*Material provided*
=====

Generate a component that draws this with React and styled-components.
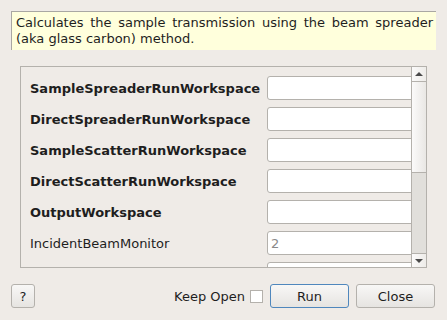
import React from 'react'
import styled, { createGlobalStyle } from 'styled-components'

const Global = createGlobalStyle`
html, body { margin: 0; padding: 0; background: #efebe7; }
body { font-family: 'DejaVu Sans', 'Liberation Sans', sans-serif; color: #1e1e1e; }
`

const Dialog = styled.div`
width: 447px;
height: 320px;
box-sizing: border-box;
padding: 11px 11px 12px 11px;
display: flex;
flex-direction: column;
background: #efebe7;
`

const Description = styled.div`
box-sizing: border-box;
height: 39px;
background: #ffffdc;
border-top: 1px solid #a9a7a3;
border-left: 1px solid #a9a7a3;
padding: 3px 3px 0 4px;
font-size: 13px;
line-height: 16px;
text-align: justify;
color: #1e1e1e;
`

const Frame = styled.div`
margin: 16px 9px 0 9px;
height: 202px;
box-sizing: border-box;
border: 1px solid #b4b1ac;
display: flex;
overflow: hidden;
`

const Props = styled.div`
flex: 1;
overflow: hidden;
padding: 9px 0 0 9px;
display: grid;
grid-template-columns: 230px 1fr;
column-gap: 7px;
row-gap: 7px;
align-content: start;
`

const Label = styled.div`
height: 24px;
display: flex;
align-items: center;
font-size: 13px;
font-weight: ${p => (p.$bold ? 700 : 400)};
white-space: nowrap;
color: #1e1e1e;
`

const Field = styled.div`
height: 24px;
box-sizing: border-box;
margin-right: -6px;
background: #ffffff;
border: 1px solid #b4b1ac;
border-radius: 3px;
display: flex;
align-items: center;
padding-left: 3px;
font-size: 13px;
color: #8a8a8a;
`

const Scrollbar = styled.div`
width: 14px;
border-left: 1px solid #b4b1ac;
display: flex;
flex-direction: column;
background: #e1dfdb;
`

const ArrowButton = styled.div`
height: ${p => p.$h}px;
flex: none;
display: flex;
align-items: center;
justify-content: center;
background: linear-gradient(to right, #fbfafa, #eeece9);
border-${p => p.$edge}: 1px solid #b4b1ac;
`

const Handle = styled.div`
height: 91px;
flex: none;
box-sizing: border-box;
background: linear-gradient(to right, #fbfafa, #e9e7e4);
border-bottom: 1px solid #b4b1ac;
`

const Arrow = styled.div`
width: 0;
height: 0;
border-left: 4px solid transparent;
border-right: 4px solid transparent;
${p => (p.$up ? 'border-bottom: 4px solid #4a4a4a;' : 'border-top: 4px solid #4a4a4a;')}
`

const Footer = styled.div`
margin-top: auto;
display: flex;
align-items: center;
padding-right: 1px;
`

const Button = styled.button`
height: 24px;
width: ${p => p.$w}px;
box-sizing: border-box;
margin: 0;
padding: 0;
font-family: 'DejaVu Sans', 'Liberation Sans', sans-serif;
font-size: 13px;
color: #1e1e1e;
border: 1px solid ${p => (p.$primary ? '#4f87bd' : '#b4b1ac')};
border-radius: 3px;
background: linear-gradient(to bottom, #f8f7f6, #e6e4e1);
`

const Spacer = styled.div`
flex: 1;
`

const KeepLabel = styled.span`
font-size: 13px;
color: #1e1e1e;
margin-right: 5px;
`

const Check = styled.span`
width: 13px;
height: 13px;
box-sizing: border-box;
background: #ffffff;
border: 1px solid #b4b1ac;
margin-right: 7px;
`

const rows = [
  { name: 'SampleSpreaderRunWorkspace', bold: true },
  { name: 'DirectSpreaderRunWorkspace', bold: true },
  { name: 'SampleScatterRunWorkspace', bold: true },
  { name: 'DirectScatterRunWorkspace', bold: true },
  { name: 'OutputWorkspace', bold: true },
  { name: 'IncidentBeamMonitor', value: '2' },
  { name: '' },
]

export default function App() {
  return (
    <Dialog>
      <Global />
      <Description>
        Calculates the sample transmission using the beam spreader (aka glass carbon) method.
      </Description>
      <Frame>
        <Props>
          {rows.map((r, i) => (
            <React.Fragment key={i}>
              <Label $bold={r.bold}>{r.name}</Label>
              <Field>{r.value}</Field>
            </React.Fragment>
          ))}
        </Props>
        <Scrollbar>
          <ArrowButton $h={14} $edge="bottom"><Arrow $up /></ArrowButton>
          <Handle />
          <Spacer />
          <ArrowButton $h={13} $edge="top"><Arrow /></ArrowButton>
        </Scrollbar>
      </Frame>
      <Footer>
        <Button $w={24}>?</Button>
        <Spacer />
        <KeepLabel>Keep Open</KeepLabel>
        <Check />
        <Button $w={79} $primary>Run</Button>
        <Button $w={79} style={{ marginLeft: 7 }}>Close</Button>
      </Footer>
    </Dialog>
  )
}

=====

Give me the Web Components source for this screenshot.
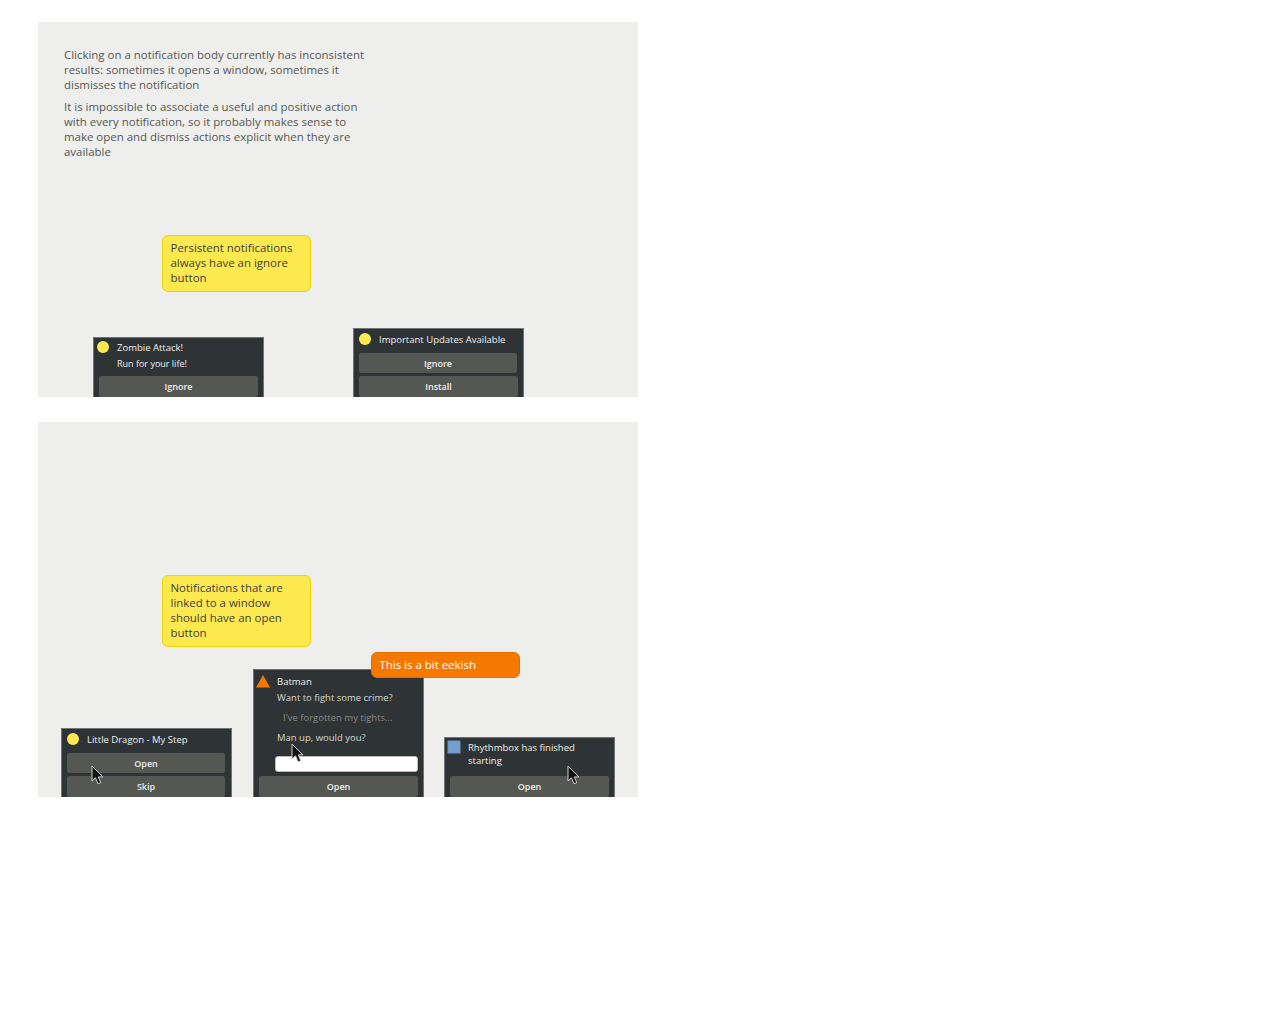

=====

*Instructions for the task*
Sift the material for lines with the string "this". Copy each one found.

*Expected answer*
Generate a component that draws this with React and styled-components.
Give me the Web Components source for this screenshot.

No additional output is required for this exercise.